• **Work instructions**
In your copy, leave out the pictures; write out all the data exactly.

• **Data excerpt**
==========

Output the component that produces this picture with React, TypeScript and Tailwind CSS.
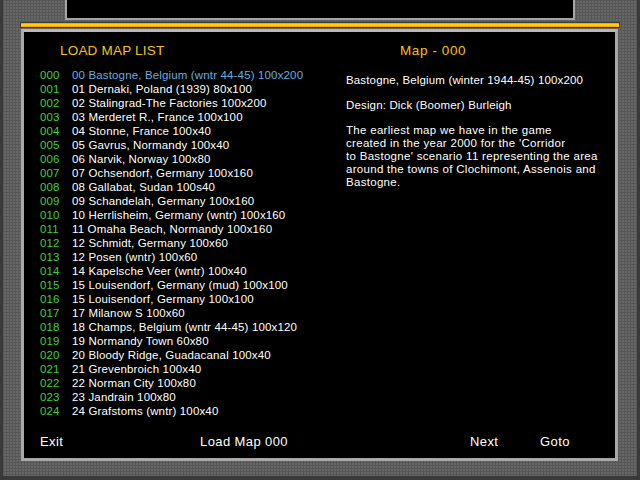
import React from 'react';

const maps: [string, string][] = [
  ['000', '00 Bastogne, Belgium (wntr 44-45) 100x200'],
  ['001', '01 Dernaki, Poland (1939) 80x100'],
  ['002', '02 Stalingrad-The Factories 100x200'],
  ['003', '03 Merderet R., France 100x100'],
  ['004', '04 Stonne, France 100x40'],
  ['005', '05 Gavrus, Normandy 100x40'],
  ['006', '06 Narvik, Norway 100x80'],
  ['007', '07 Ochsendorf, Germany 100x160'],
  ['008', '08 Gallabat, Sudan 100s40'],
  ['009', '09 Schandelah, Germany 100x160'],
  ['010', '10 Herrlisheim, Germany (wntr) 100x160'],
  ['011', '11 Omaha Beach, Normandy 100x160'],
  ['012', '12 Schmidt, Germany 100x60'],
  ['013', '12 Posen (wntr) 100x60'],
  ['014', '14 Kapelsche Veer (wntr) 100x40'],
  ['015', '15 Louisendorf, Germany (mud) 100x100'],
  ['016', '15 Louisendorf, Germany 100x100'],
  ['017', '17 Milanow S 100x60'],
  ['018', '18 Champs, Belgium (wntr 44-45) 100x120'],
  ['019', '19 Normandy Town 60x80'],
  ['020', '20 Bloody Ridge, Guadacanal 100x40'],
  ['021', '21 Grevenbroich 100x40'],
  ['022', '22 Norman City 100x80'],
  ['023', '23 Jandrain 100x80'],
  ['024', '24 Grafstoms (wntr) 100x40'],
];

const blurb = [
  'The earliest map we have in the game',
  "created in the year 2000 for the 'Corridor",
  "to Bastogne' scenario 11 representing the area",
  'around the towns of Clochimont, Assenois and',
  'Bastogne.',
];

const metal =
  'bg-[#676767] bg-[linear-gradient(#575757_1px,transparent_1px),linear-gradient(90deg,#575757_1px,transparent_1px)] bg-[size:3px_3px]';

export default function App() {
  return (
    <div
      className={`w-[640px] h-[480px] overflow-hidden flex flex-col border-l-[3px] border-r-[3px] border-b-[4px] border-[#3a3a3a] ${metal}`}
      style={{ fontFamily: '"Liberation Sans", Arial, sans-serif' }}
    >
      {/* top slot */}
      <div className="ml-[62px] w-[510px] h-[20px] shrink-0 bg-black border-x-2 border-b-2 border-[#a4a4a4]" />

      {/* orange rail */}
      <div className="mt-[2px] ml-[17px] w-[600px] h-[6px] shrink-0 border border-[#3c3c3c] bg-[linear-gradient(#ff8a00,#ffd200_35%,#ffd200_65%,#ff8a00)]" />

      {/* main panel */}
      <div className="mt-[1px] ml-[18px] w-[597px] h-[432px] shrink-0 border-[3px] border-[#a8a8a8] border-t-[#b8b8b8] bg-black flex flex-col text-white text-[11.5px] tracking-[0.15px]">
        <div className="flex">
          {/* list column */}
          <div className="w-[322px] pt-[11px]">
            <div className="pl-[36px] h-[16px] leading-[16px] text-[13.5px] text-[#f8c010] tracking-[0.2px]">LOAD MAP LIST</div>
            <div className="mt-[9px] pl-[16px] flex flex-col">
              {maps.map(([code, name], i) => (
                <div key={code} className="flex h-[14px] leading-[14px]">
                  <span className="w-[32px] text-[#3cd03c]">{code}</span>
                  <span className={i === 0 ? 'text-[#62aee0]' : 'text-white'}>{name}</span>
                </div>
              ))}
            </div>
          </div>

          {/* detail column */}
          <div className="flex-1 pt-[11px]">
            <div className="pl-[54px] h-[16px] leading-[16px] text-[13.5px] text-[#f8c010] tracking-[0.6px]">Map - 000</div>
            <div className="mt-[14px] h-[14px] leading-[14px]">Bastogne, Belgium (winter 1944-45) 100x200</div>
            <div className="mt-[11px] h-[14px] leading-[14px]">Design: Dick (Boomer) Burleigh</div>
            <div className="mt-[12px] flex flex-col">
              {blurb.map((l) => (
                <div key={l} className="h-[13px] leading-[13px] tracking-[0.3px]">{l}</div>
              ))}
            </div>
          </div>
        </div>

        {/* footer commands */}
        <div className="mt-auto mb-[8px] pl-[16px] flex h-[16px] leading-[16px] text-[13px] tracking-[0.4px]">
          <span className="w-[160px]">Exit</span>
          <span className="w-[270px]">Load Map 000</span>
          <span className="w-[70px]">Next</span>
          <span>Goto</span>
        </div>
      </div>
    </div>
  );
}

==========

• **Correct result**
Output the component that produces this picture with React, TypeScript and Tailwind CSS.
import React from 'react';

const maps: [string, string][] = [
  ['000', '00 Bastogne, Belgium (wntr 44-45) 100x200'],
  ['001', '01 Dernaki, Poland (1939) 80x100'],
  ['002', '02 Stalingrad-The Factories 100x200'],
  ['003', '03 Merderet R., France 100x100'],
  ['004', '04 Stonne, France 100x40'],
  ['005', '05 Gavrus, Normandy 100x40'],
  ['006', '06 Narvik, Norway 100x80'],
  ['007', '07 Ochsendorf, Germany 100x160'],
  ['008', '08 Gallabat, Sudan 100s40'],
  ['009', '09 Schandelah, Germany 100x160'],
  ['010', '10 Herrlisheim, Germany (wntr) 100x160'],
  ['011', '11 Omaha Beach, Normandy 100x160'],
  ['012', '12 Schmidt, Germany 100x60'],
  ['013', '12 Posen (wntr) 100x60'],
  ['014', '14 Kapelsche Veer (wntr) 100x40'],
  ['015', '15 Louisendorf, Germany (mud) 100x100'],
  ['016', '15 Louisendorf, Germany 100x100'],
  ['017', '17 Milanow S 100x60'],
  ['018', '18 Champs, Belgium (wntr 44-45) 100x120'],
  ['019', '19 Normandy Town 60x80'],
  ['020', '20 Bloody Ridge, Guadacanal 100x40'],
  ['021', '21 Grevenbroich 100x40'],
  ['022', '22 Norman City 100x80'],
  ['023', '23 Jandrain 100x80'],
  ['024', '24 Grafstoms (wntr) 100x40'],
];

const blurb = [
  'The earliest map we have in the game',
  "created in the year 2000 for the 'Corridor",
  "to Bastogne' scenario 11 representing the area",
  'around the towns of Clochimont, Assenois and',
  'Bastogne.',
];

const metal =
  'bg-[#676767] bg-[linear-gradient(#575757_1px,transparent_1px),linear-gradient(90deg,#575757_1px,transparent_1px)] bg-[size:3px_3px]';

export default function App() {
  return (
    <div
      className={`w-[640px] h-[480px] overflow-hidden flex flex-col border-l-[3px] border-r-[3px] border-b-[4px] border-[#3a3a3a] ${metal}`}
      style={{ fontFamily: '"Liberation Sans", Arial, sans-serif' }}
    >
      {/* top slot */}
      <div className="ml-[62px] w-[510px] h-[20px] shrink-0 bg-black border-x-2 border-b-2 border-[#a4a4a4]" />

      {/* orange rail */}
      <div className="mt-[2px] ml-[17px] w-[600px] h-[6px] shrink-0 border border-[#3c3c3c] bg-[linear-gradient(#ff8a00,#ffd200_35%,#ffd200_65%,#ff8a00)]" />

      {/* main panel */}
      <div className="mt-[1px] ml-[18px] w-[597px] h-[432px] shrink-0 border-[3px] border-[#a8a8a8] border-t-[#b8b8b8] bg-black flex flex-col text-white text-[11.5px] tracking-[0.15px]">
        <div className="flex">
          {/* list column */}
          <div className="w-[322px] pt-[11px]">
            <div className="pl-[36px] h-[16px] leading-[16px] text-[13.5px] text-[#f8c010] tracking-[0.2px]">LOAD MAP LIST</div>
            <div className="mt-[9px] pl-[16px] flex flex-col">
              {maps.map(([code, name], i) => (
                <div key={code} className="flex h-[14px] leading-[14px]">
                  <span className="w-[32px] text-[#3cd03c]">{code}</span>
                  <span className={i === 0 ? 'text-[#62aee0]' : 'text-white'}>{name}</span>
                </div>
              ))}
            </div>
          </div>

          {/* detail column */}
          <div className="flex-1 pt-[11px]">
            <div className="pl-[54px] h-[16px] leading-[16px] text-[13.5px] text-[#f8c010] tracking-[0.6px]">Map - 000</div>
            <div className="mt-[14px] h-[14px] leading-[14px]">Bastogne, Belgium (winter 1944-45) 100x200</div>
            <div className="mt-[11px] h-[14px] leading-[14px]">Design: Dick (Boomer) Burleigh</div>
            <div className="mt-[12px] flex flex-col">
              {blurb.map((l) => (
                <div key={l} className="h-[13px] leading-[13px] tracking-[0.3px]">{l}</div>
              ))}
            </div>
          </div>
        </div>

        {/* footer commands */}
        <div className="mt-auto mb-[8px] pl-[16px] flex h-[16px] leading-[16px] text-[13px] tracking-[0.4px]">
          <span className="w-[160px]">Exit</span>
          <span className="w-[270px]">Load Map 000</span>
          <span className="w-[70px]">Next</span>
          <span>Goto</span>
        </div>
      </div>
    </div>
  );
}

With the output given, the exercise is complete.